Advanced Techniques for Duplicate Detection
While the built-in feature is great for simple tasks, more complex scenarios might require alternative approaches.
Using the COUNTIF
Function:
The COUNTIF
function can be used to identify duplicates within a given range. This method provides more control and allows for further analysis.
Formula: =COUNTIF($A$1:A1,A1)
(assuming your data starts in cell A1).
This formula counts the number of times a value appears in the range above it, including the current cell. If the count is greater than 1, it indicates a duplicate.
How to Use:
- Enter the formula in a new column next to your data.
- Drag the fill handle (the small square at the bottom right of the cell) down to apply the formula to all rows.

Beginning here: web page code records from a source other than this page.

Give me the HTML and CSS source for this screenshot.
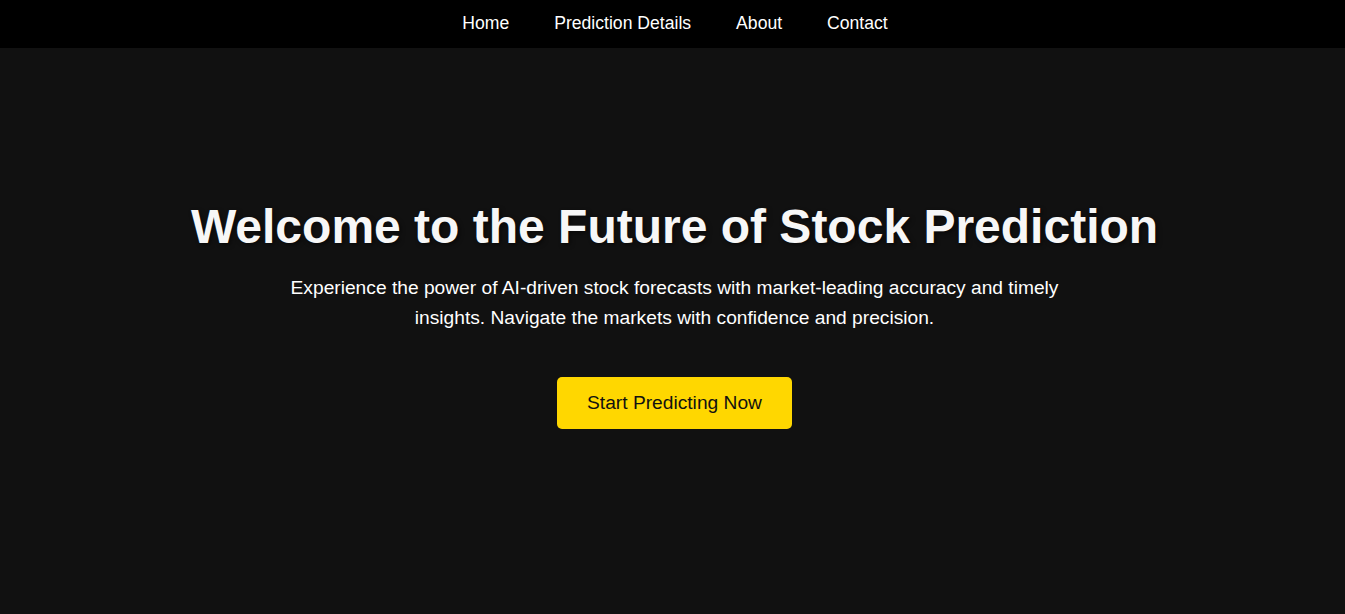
FILE: index.html
```html
<!DOCTYPE html>
<html lang="en">
<head>
<meta charset="utf-8">
<title>Stock Prediction</title>
<link rel="stylesheet" href="styles.css">
</head>
<body>
<nav class="nav">
  <a class="nav-link" href="#">Home</a>
  <a class="nav-link" href="#">Prediction Details</a>
  <a class="nav-link" href="#">About</a>
  <a class="nav-link" href="#">Contact</a>
</nav>
<main class="hero">
  <h1 class="hero-title">Welcome to the Future of Stock Prediction</h1>
  <p class="hero-text">Experience the power of AI-driven stock forecasts with market-leading accuracy and timely insights. Navigate the markets with confidence and precision.</p>
  <a class="hero-btn" href="#">Start Predicting Now</a>
</main>
</body>
</html>
```
FILE: styles.css
```css
* { box-sizing: border-box; }
html, body { margin: 0; padding: 0; }
body {
  background: #111111;
  color: #f5f5f5;
  font-family: "Liberation Sans", Arial, sans-serif;
  height: 614px;
  overflow: hidden;
}
.nav {
  background: #000000;
  height: 48px;
  display: flex;
  justify-content: center;
  align-items: center;
  gap: 45px;
  padding-left: 5px;
  padding-bottom: 2px;
}
.nav-link {
  color: #ffffff;
  text-decoration: none;
  font-size: 17.6px;
}
.hero {
  display: flex;
  flex-direction: column;
  align-items: center;
  text-align: center;
  padding-top: 150px;
  padding-left: 4px;
}
.hero-title {
  margin: 0;
  font-size: 48px;
  font-weight: bold;
  color: #f7f7f7;
  text-shadow: 2px 2px 4px rgba(0, 0, 0, 0.5);
  line-height: 1.2;
}
.hero-text {
  margin: 17px 0 0;
  max-width: 800px;
  font-size: 19.2px;
  line-height: 30px;
  color: #ffffff;
}
.hero-btn {
  margin-top: 44px;
  display: inline-block;
  background: #ffd700;
  color: #111111;
  text-decoration: none;
  font-size: 19.2px;
  padding: 15px 30px;
  border-radius: 5px;
}
```
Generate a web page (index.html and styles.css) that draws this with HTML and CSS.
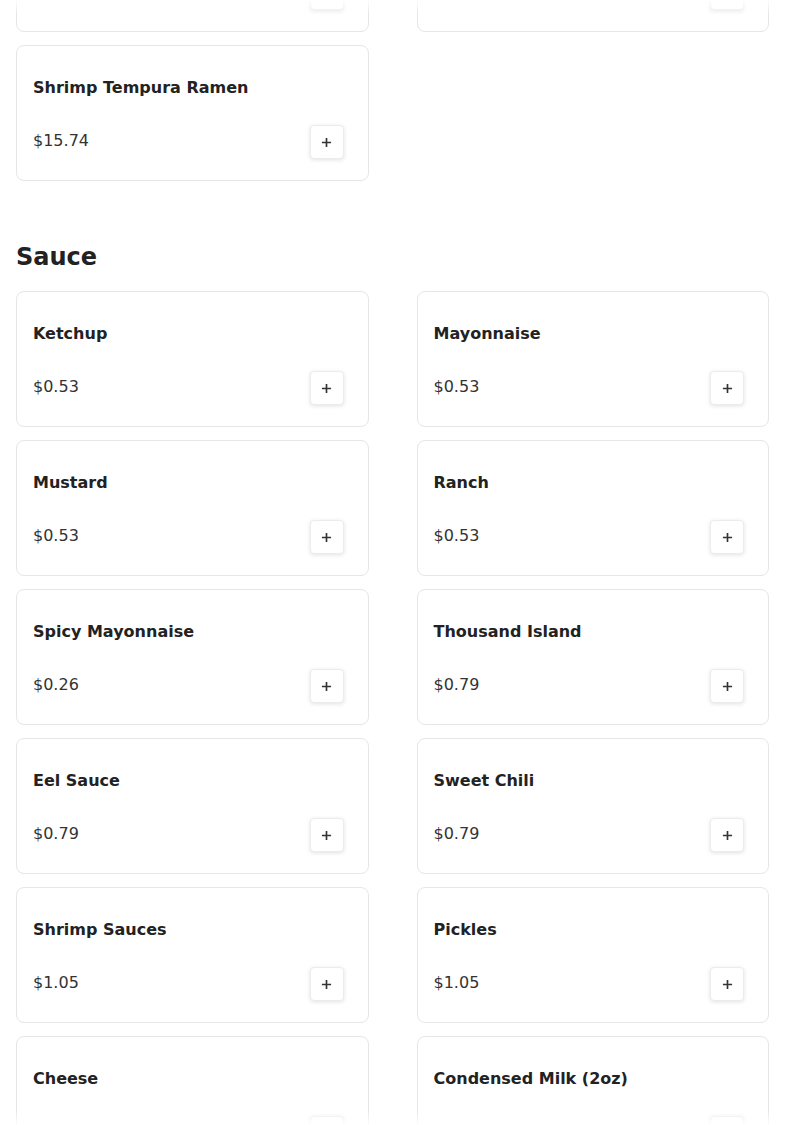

- Any cell showing a value greater than 1 represents a duplicate value in the original column.
Using Power Query (Get & Transform Data):
For larger datasets, Power Query (available in Excel 2010 and later) provides a robust and efficient solution for finding and managing duplicates. It offers advanced filtering capabilities and the ability to remove duplicates permanently. While learning Power Query takes some time initially, it’s a highly valuable skill for data manipulation.
Removing Duplicates:
Once you've highlighted or identified duplicates, Excel provides an easy way to remove them.
- Select your data range.
- Go to the "Data" tab and click "Remove Duplicates."
- Choose the columns to consider when checking for duplicates (typically, you'll select all columns).
- Click "OK." Excel will remove all rows containing duplicate values based on your selection. Be cautious, as this action is permanent. It's always wise to back up your data before performing this operation.
Optimizing your workflow for duplicate detection:
- Regular data cleaning: Make duplicate checking a routine part of your data management process. Addressing duplicates early prevents them from accumulating and causing problems later on.
- Data validation: Implement data validation rules in Excel to prevent duplicate entries from being entered in the first place.
- Clear naming conventions: Using consistent and descriptive names for your columns and worksheets will make your data easier to manage and reduce the chance of accidental duplicates.
By mastering these methods, you'll be well-equipped to efficiently handle duplicates in Excel and maintain the integrity of your data. Remember to always back up your work before making significant changes.